II A. Standard of Review We review a district court's grant of summary judgment de novo. Frazier v. Honda of Am. Mfg., Inc., 431 F.3d 563, 565 (6th Cir. 2005). Summary judgment is appropriate where "the movant shows that there is no genuine dispute as to any material fact and the movant is entitled to judgment as a matter of law." Fed. R. Civ. P. 56(a). The critical question is "whether the evidence presents a sufficient disagreement to require submission to a jury or whether it is so one-sided that one party must prevail as a matter of law." Anderson v. Liberty Lobby, 477 U.S. 242, 251-52 (1986). When ruling on a summary-judgment motion, a court must draw all reasonable inferences from the evidence in favor of the nonmoving party. Matsushita Elec. Indus. Co. v. Zenith Radio Corp., 475 U.S. 574, 587 (1986).

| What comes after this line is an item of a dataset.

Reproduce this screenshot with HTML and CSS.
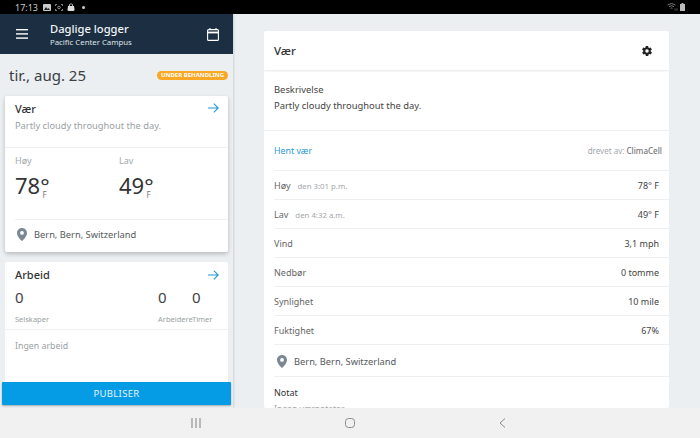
FILE: index.html
```html
<!DOCTYPE html>
<html>
<head>
  <title>Daglige logger</title>
  <link rel="stylesheet" href="styles.css">
</head>
<body>
  <!-- Status bar -->
  <div class="status-bar">
    <div class="status-left">
      <span class="status-time">17:13</span>
      <svg width="8" height="7" viewBox="0 0 8 7"><rect width="8" height="7" rx="1" fill="#ccc"/><path d="M1 6l2-3 1.500 2 1-1L7 6z" fill="#222"/></svg>
      <svg width="8" height="7" viewBox="0 0 8 7" fill="none" stroke="#aaa" stroke-width="0.8"><path d="M0.500 2V0.500H2M6 0.500h1.500V2M0.500 5v1.500H2M6 6.500h1.500V5"/><circle cx="4" cy="3.500" r="1.300"/></svg>
      <svg width="8" height="8" viewBox="0 0 8 8"><path d="M1 3h6l0.500 3.500Q7.500 8 6 8H2Q0.500 8 0.500 6.500z" fill="#ddd"/><path d="M2.500 3V1.500Q4 0 5.500 1.500V3" fill="none" stroke="#ddd" stroke-width="0.8"/></svg>
      <span class="status-dot"></span>
    </div>
    <div class="status-right">
      <svg width="11" height="8" viewBox="0 0 11 8" fill="none" stroke="#999" stroke-width="0.8"><path d="M0.500 2Q4.500-1 8.500 2M2 3.700Q4.500 1.700 7 3.700M3.500 5.300Q4.500 4.500 5.500 5.300"/><path d="M8 5.500v2M10 5.500v2" stroke="#777"/></svg>
      <svg width="5" height="8" viewBox="0 0 5 8"><rect y="1" width="5" height="7" fill="#bbb"/><rect x="1.500" width="2" height="1" fill="#bbb"/></svg>
    </div>
  </div>

  <div class="main">
    <!-- Left panel -->
    <div class="side">
      <div class="side-header">
        <svg class="menu-icon" width="12" height="10" viewBox="0 0 12 10" fill="#fff"><rect width="12" height="1.400"/><rect y="4.200" width="12" height="1.400"/><rect y="8.400" width="12" height="1.400"/></svg>
        <div class="side-titles">
          <div class="side-title">Daglige logger</div>
          <div class="side-sub">Pacific Center Campus</div>
        </div>
        <svg class="cal-icon" width="12" height="13" viewBox="0 0 12 13" fill="none" stroke="#fff" stroke-width="1.100"><rect x="0.600" y="1.600" width="10.800" height="10.800" rx="1"/><path d="M0.600 4.500h10.800" stroke-width="1.800"/><path d="M3 0v2M9 0v2"/></svg>
      </div>

      <div class="date-row">
        <span class="date">tir., aug. 25</span>
        <span class="badge">UNDER BEHANDLING</span>
      </div>

      <div class="card weather-card">
        <div class="card-top">
          <div class="card-head">
            <span class="card-title">Vær</span>
            <svg class="arrow" width="11" height="10" viewBox="0 0 11 10" fill="none" stroke="#1f9ad6" stroke-width="1.100"><path d="M0 5h10M5.800 0.600L10.200 5 5.800 9.400"/></svg>
          </div>
          <div class="card-desc">Partly cloudy throughout the day.</div>
        </div>
        <div class="temps">
          <div class="temp">
            <div class="temp-label">Høy</div>
            <div class="temp-value">78°<span class="temp-unit">F</span></div>
          </div>
          <div class="temp">
            <div class="temp-label">Lav</div>
            <div class="temp-value">49°<span class="temp-unit">F</span></div>
          </div>
        </div>
        <div class="card-loc">
          <svg width="10" height="13" viewBox="0 0 10 13"><path fill-rule="evenodd" fill="#7b8893" d="M5 0C2.200 0 0 2.200 0 4.900 0 8.500 5 13 5 13s5-4.500 5-8.100C10 2.200 7.800 0 5 0zm0 6.800a1.900 1.900 0 1 1 0-3.800 1.900 1.900 0 0 1 0 3.800z"/></svg>
          <span>Bern, Bern, Switzerland</span>
        </div>
      </div>

      <div class="card work-card">
        <div class="card-head">
          <span class="card-title">Arbeid</span>
          <svg class="arrow" width="11" height="10" viewBox="0 0 11 10" fill="none" stroke="#1f9ad6" stroke-width="1.100"><path d="M0 5h10M5.800 0.600L10.200 5 5.800 9.400"/></svg>
        </div>
        <div class="counts">
          <div class="count count-grow"><div class="count-num">0</div><div class="count-label">Selskaper</div></div>
          <div class="count count-workers"><div class="count-num">0</div><div class="count-label">Arbeidere</div></div>
          <div class="count count-hours"><div class="count-num">0</div><div class="count-label">Timer</div></div>
        </div>
        <div class="no-work">Ingen arbeid</div>
      </div>

      <button class="publish">PUBLISER</button>
    </div>

    <!-- Right panel -->
    <div class="detail">
      <div class="detail-card">
        <div class="detail-head">
          <span>Vær</span>
          <svg width="12" height="12" viewBox="0 0 24 24" fill="#222"><path d="M19.400 13c.1-.3.1-.7.1-1s0-.7-.1-1l2.100-1.600c.2-.2.2-.4.100-.6l-2-3.500c-.1-.2-.4-.3-.6-.2l-2.500 1c-.5-.4-1.100-.7-1.700-1l-.4-2.600c0-.3-.2-.5-.5-.5h-4c-.3 0-.5.200-.5.500l-.4 2.600c-.6.300-1.200.6-1.700 1l-2.500-1c-.2-.1-.5 0-.6.200l-2 3.500c-.1.200-.1.500.1.600L4.600 11c-.1.300-.1.700-.1 1s0 .7.1 1l-2.100 1.600c-.2.200-.2.400-.1.600l2 3.500c.1.200.4.300.6.200l2.500-1c.5.400 1.100.7 1.700 1l.4 2.600c0 .3.200.5.500.5h4c.3 0 .5-.2.500-.5l.4-2.600c.6-.3 1.200-.6 1.700-1l2.500 1c.2.100.5 0 .6-.2l2-3.500c.1-.2.100-.5-.1-.6zM12 15.500a3.500 3.500 0 1 1 0-7 3.500 3.500 0 0 1 0 7z"/></svg>
        </div>
        <div class="desc-block">
          <div class="desc-label">Beskrivelse</div>
          <div class="desc-text">Partly cloudy throughout the day.</div>
        </div>
        <div class="rows">
          <div class="fetch-row">
            <span class="fetch-link">Hent vær</span>
            <span class="powered">drevet av: <b>ClimaCell</b></span>
          </div>
          <div class="row"><span>Høy<small>den 3:01 p.m.</small></span><span class="val">78° F</span></div>
          <div class="row"><span>Lav<small>den 4:32 a.m.</small></span><span class="val">49° F</span></div>
          <div class="row"><span>Vind</span><span class="val">3,1 mph</span></div>
          <div class="row"><span>Nedbør</span><span class="val">0 tomme</span></div>
          <div class="row"><span>Synlighet</span><span class="val">10 mile</span></div>
          <div class="row"><span>Fuktighet</span><span class="val">67%</span></div>
          <div class="loc-row">
            <svg width="10" height="13" viewBox="0 0 10 13"><path fill-rule="evenodd" fill="#7b8893" d="M5 0C2.200 0 0 2.200 0 4.900 0 8.500 5 13 5 13s5-4.500 5-8.100C10 2.200 7.800 0 5 0zm0 6.800a1.900 1.900 0 1 1 0-3.800 1.900 1.900 0 0 1 0 3.800z"/></svg>
            <span>Bern, Bern, Switzerland</span>
          </div>
        </div>
        <div class="note">
          <div class="note-title">Notat</div>
          <div class="note-text">Ingen værnotater</div>
        </div>
      </div>
    </div>
  </div>

  <!-- Android nav bar -->
  <div class="nav-bar">
    <svg width="10" height="10" viewBox="0 0 10 10" stroke="#8a8a8a" stroke-width="1.100"><path d="M1 0v10M5 0v10M9 0v10"/></svg>
    <svg width="10" height="10" viewBox="0 0 10 10" fill="none" stroke="#8a8a8a" stroke-width="1"><rect x="0.500" y="0.500" width="9" height="9" rx="3"/></svg>
    <svg width="7" height="10" viewBox="0 0 7 10" fill="none" stroke="#8a8a8a" stroke-width="1"><path d="M6 0.500L1 5l5 4.500"/></svg>
  </div>
</body>
</html>
```

FILE: styles.css
```css
/* Global Styles */
html, body {
  margin: 0;
  height: 100%;
}
body {
  width: 700px;
  height: 438px;
  overflow: hidden;
  display: flex;
  flex-direction: column;
  background-color: #ebeff2;
  font-family: "Noto Sans", Arial, sans-serif;
  color: #3c3c3c;
}
small {
  font-size: 9px;
}

/* Status bar */
.status-bar {
  height: 14px;
  flex: none;
  background-color: #000;
  display: flex;
  justify-content: space-between;
  align-items: center;
  padding: 0 15px;
}
.status-left {
  display: flex;
  align-items: center;
  gap: 4px;
}
.status-time {
  font-size: 9px;
  color: #c8c8c8;
  margin-right: 1px;
}
.status-dot {
  width: 3px;
  height: 3px;
  margin-left: 3px;
  border-radius: 50%;
  background-color: #ccc;
}
.status-right {
  display: flex;
  align-items: center;
  gap: 2px;
}

/* Layout */
.main {
  flex: 1;
  min-height: 0;
  display: flex;
  overflow: hidden;
}
.side {
  width: 233px;
  flex: none;
  position: relative;
  background-color: #ebeff2;
  box-shadow: 1px 0 2px rgba(0, 0, 0, 0.12);
}
.detail {
  flex: 1;
  padding: 17px 31px 0;
}

/* Left header */
.side-header {
  height: 40px;
  background-color: #1c2e42;
  display: flex;
  align-items: center;
  padding: 0 14px 0 16px;
  color: #fff;
}
.side-titles {
  flex: 1;
  margin-left: 22px;
  padding-top: 1px;
}
.side-title {
  font-size: 11.200px;
  font-weight: 500;
  line-height: 15px;
  color: #f2f4f6;
}
.side-sub {
  font-size: 7.800px;
  line-height: 12px;
  color: #dfe4e8;
}
.date-row {
  height: 42px;
  display: flex;
  justify-content: space-between;
  align-items: center;
  padding: 0 5px 0 9px;
}
.date {
  font-size: 15px;
  color: #3c4043;
}
.badge {
  background-color: #f9a825;
  color: #fff;
  font-size: 6px;
  font-weight: 700;
  line-height: 9px;
  padding: 0 4px;
  border-radius: 5px;
}

/* Left cards */
.card {
  margin: 0 5px;
  background-color: #fff;
  border-radius: 2px;
}
.weather-card {
  height: 156px;
  margin-bottom: 10px;
  box-shadow: 0 2px 4px rgba(0, 0, 0, 0.22);
  display: flex;
  flex-direction: column;
}
.card-top {
  height: 51px;
  padding: 0 9px 0 10px;
  border-bottom: 1px solid #edf0f2;
}
.card-head {
  display: flex;
  justify-content: space-between;
  align-items: center;
  height: 24px;
}
.card-title {
  font-size: 11px;
  font-weight: 500;
  color: #333;
}
.card-desc {
  font-size: 9.300px;
  color: #9a9fa3;
  line-height: 12px;
}
.temps {
  height: 72px;
  margin-left: 10px;
  border-bottom: 1px solid #edf0f2;
  display: flex;
  padding-top: 7px;
  box-sizing: border-box;
}
.temp {
  width: 104px;
}
.temp-label {
  font-size: 9px;
  line-height: 12px;
  color: #a3a7aa;
}
.temp-value {
  font-size: 22px;
  line-height: 30px;
  margin-top: 3px;
  color: #333;
}
.temp-unit {
  font-size: 8px;
  line-height: 8px;
  color: #777;
  margin-left: -7px;
  vertical-align: -4px;
}
.card-loc {
  flex: 1;
  margin-left: 12px;
  padding-bottom: 4px;
  display: flex;
  align-items: center;
  gap: 7px;
  font-size: 9.300px;
  color: #55595c;
}
.work-card {
  height: 130px;
}
.work-card .card-head {
  height: 25px;
  padding: 0 9px 0 10px;
}
.counts {
  display: flex;
  height: 42px;
  padding: 0 14px 0 10px;
  border-bottom: 1px solid #eff1f3;
}
.count-grow {
  flex: 1;
}
.count-workers {
  width: 34px;
}
.count-hours {
  width: 22px;
}
.count-num {
  font-size: 15px;
  line-height: 20px;
  color: #444;
}
.count-label {
  font-size: 7.500px;
  line-height: 12px;
  margin-top: 6px;
  color: #9a9fa3;
  white-space: nowrap;
}
.no-work {
  font-size: 8.800px;
  color: #9a9fa3;
  padding: 10px 10px;
}
.publish {
  position: absolute;
  left: 2px;
  right: 2px;
  bottom: 3px;
  height: 23px;
  border: none;
  border-radius: 1px;
  background-color: #069be5;
  color: #e4f4fc;
  font-family: inherit;
  font-size: 9.500px;
  letter-spacing: 0.3px;
  box-shadow: 0 1px 2px rgba(0, 0, 0, 0.3);
}

/* Right card */
.detail-card {
  height: 377px;
  overflow: hidden;
  background-color: #fff;
  border-radius: 2px;
}
.detail-head {
  height: 39px;
  display: flex;
  justify-content: space-between;
  align-items: center;
  padding: 0 16px 0 10px;
  font-size: 11.500px;
  font-weight: 500;
  color: #333;
  box-shadow: 0 1px 2px rgba(0, 0, 0, 0.1);
}
.desc-block {
  height: 61px;
  padding-top: 12px;
  box-sizing: border-box;
  padding-left: 10px;
  border-bottom: 1px solid #edf0f2;
  font-size: 9.400px;
  line-height: 16px;
  color: #444;
}
.rows {
  margin-left: 10px;
}
.fetch-row {
  height: 39px;
  display: flex;
  justify-content: space-between;
  align-items: center;
  padding-right: 7px;
  border-bottom: 1px solid #edf0f2;
  font-size: 8.800px;
}
.fetch-link {
  color: #1f9ad6;
}
.powered {
  font-size: 8px;
  color: #a3a7aa;
}
.powered b {
  color: #777;
  font-weight: 500;
}
.row {
  height: 28px;
  display: flex;
  justify-content: space-between;
  align-items: center;
  padding-right: 10px;
  border-bottom: 1px solid #edf0f2;
  font-size: 9px;
  color: #666;
}
.row small {
  font-size: 7.800px;
  color: #a3a7aa;
  margin-left: 7px;
}
.val {
  color: #444;
}
.loc-row {
  height: 29px;
  padding-top: 2px;
  display: flex;
  align-items: center;
  gap: 7px;
  padding-left: 3px;
  border-bottom: 1px solid #edf0f2;
  font-size: 9.300px;
  color: #55595c;
}
.note {
  padding: 9px 0 0 10px;
}
.note-title {
  font-size: 9px;
  line-height: 13px;
  color: #333;
}
.note-text {
  font-size: 8.500px;
  line-height: 12px;
  margin-top: 4px;
  color: #a3a7aa;
}

/* Nav bar */
.nav-bar {
  height: 30px;
  flex: none;
  background-color: #f1f1f1;
  display: flex;
  align-items: center;
  justify-content: center;
  gap: 144px;
  padding-right: 3px;
}
```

B. First Amendment Retaliation Claim Haji challenges the district court's determination at summary judgment that he failed to establish a prima facie First Amendment retaliation claim. A government-employee plaintiff establishes a prima facie case of First Amendment retaliation if he demonstrates that (1) he engaged in constitutionally protected speech or conduct; (2) an adverse action was taken against him that would deter a person of ordinary firmness from continuing to engage in that conduct; (3) there is a causal connection between elements one and two--that is, the adverse action was motivated at least in part by his protected conduct.

Dye v. Office of the Racing Comm'n, 702 F.3d 286, 294 (6th Cir. 2012). Haji was a government employee, and the Defendants concede that the video was protected speech and that Haji's termination was an adverse employment action. Appellees' Br. at 19-20. We therefore focus on the causal-connection element.